## GOAL OF THE EXERCISE
Count every line below that contains "this", then state the total with no other output.
------ TASK INPUTS
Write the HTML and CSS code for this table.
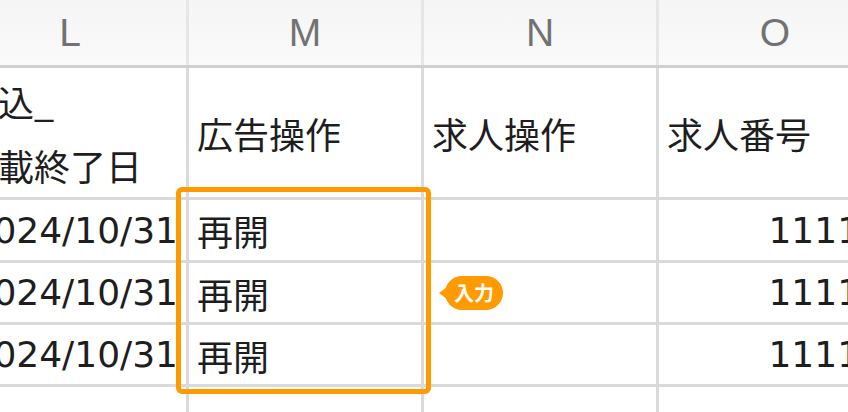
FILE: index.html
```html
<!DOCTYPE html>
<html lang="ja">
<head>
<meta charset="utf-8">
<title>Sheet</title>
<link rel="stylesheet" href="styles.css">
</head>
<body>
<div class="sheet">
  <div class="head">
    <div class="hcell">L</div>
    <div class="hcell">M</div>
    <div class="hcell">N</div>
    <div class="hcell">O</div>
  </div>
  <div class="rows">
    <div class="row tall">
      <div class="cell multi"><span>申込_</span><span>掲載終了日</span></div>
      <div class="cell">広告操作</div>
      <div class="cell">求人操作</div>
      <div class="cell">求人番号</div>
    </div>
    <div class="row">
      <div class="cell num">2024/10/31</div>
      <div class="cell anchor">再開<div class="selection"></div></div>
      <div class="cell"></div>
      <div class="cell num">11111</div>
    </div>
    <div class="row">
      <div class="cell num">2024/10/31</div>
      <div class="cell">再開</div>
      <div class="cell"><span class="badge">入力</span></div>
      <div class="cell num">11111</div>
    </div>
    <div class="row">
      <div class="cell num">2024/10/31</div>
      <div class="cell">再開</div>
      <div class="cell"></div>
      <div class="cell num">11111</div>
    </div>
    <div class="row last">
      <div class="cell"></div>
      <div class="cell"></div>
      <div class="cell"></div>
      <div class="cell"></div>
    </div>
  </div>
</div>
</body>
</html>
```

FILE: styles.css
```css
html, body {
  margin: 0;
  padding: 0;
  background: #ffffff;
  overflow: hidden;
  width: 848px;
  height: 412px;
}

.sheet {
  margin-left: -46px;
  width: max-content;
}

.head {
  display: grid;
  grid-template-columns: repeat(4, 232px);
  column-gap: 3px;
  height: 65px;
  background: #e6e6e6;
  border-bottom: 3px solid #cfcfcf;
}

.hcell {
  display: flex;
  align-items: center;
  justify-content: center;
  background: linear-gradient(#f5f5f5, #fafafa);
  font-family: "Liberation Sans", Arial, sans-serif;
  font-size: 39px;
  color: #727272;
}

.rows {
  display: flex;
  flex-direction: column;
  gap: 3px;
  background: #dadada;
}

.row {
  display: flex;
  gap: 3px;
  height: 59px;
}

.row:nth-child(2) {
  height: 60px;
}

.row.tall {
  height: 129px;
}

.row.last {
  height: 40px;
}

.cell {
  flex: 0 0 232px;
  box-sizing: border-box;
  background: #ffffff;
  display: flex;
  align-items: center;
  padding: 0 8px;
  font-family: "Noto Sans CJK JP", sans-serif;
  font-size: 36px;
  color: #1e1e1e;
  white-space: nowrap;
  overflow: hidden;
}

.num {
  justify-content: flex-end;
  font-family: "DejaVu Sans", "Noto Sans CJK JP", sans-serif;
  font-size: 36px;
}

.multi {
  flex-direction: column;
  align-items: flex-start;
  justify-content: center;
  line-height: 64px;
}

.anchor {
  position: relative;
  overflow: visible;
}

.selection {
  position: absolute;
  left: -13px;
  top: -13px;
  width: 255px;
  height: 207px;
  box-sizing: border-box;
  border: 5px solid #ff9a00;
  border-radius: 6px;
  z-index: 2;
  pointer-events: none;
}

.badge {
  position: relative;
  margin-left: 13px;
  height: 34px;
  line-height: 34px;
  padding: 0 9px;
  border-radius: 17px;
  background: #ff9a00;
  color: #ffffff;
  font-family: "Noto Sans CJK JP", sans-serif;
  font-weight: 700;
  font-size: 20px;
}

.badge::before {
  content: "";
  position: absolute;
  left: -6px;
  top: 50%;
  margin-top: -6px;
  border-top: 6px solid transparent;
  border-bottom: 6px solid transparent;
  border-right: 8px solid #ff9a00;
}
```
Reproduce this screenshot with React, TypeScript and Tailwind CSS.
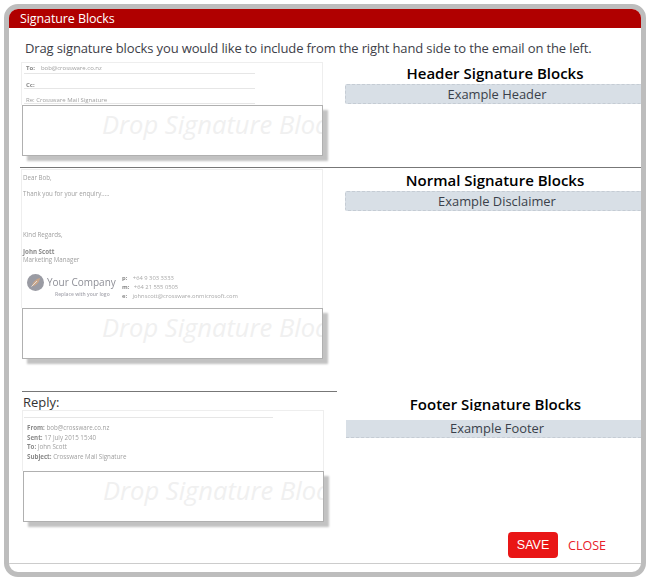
------------
## SOLUTION TO THE EXERCISE
2